The first one is independent (when the verb stands on its own, or in some relative sentences) – this is the positive form, mostly used for positive statements. Independet forms of bi are: tha in present, bidh in future, bha in past. For example:

  • tha an cat ann – the cat is there (positive statement)
  • dè (a) bha ann an taigh? – what was in a house?, lit. what-is-it that was in a house? (direct relative clause),
  • bidh mi ag òl – I will be drinking (positive statement)

The second one is dependent – that is a form used after some particles (like negative cha(n), interrogative a/an/am, negative-interrogative nach, the particle gu ‘that’ introducing indirect speech, and in some relative clauses). Dependent forms of bi are (bh)eil in present, bi in future, robh in past. For example:

  • a bheil an cat ann? – is the cat there? (after an interrogative particle)
  • chan eil cat ann – there is no cat there (after negative particle)
  • an duine ris an robh i a’ bruidhinn – the man with whom she was speaking (indirect relative)
  • cha bhi mi ag òl – I will not be drinking (after negative particle)

But then there is also a third form in the future tense, the relative form, used in relative clauses, it ends in -s:

  • an duine a bhuaileas e – the man that he will hit (or: the man that will hit him)
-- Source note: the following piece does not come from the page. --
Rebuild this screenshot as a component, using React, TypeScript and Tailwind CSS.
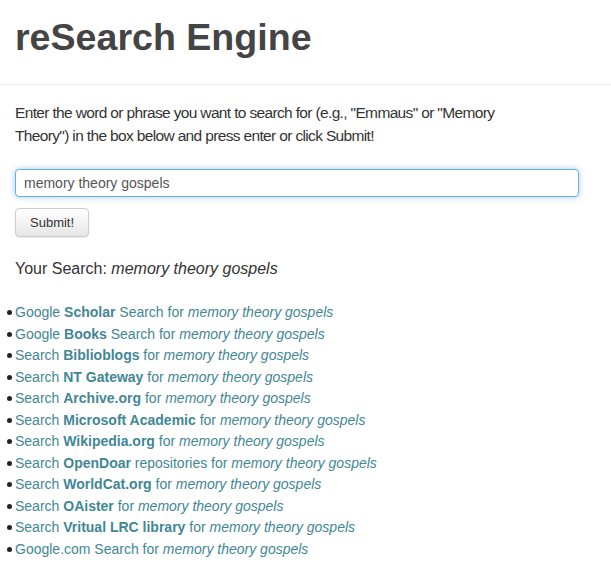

Thank you. Of course it is not that simple and I'll need to read it attentively but it's a first step


A cultural question:

In America this sentence would imply the consumption of alcohol. As would any question involving "drinking" or "drink." "Do you drink?" NEVER refers to water.

How is it in Scotland?


Outstanding, and depending on which distillery you choose, it could make the earth move under your feet!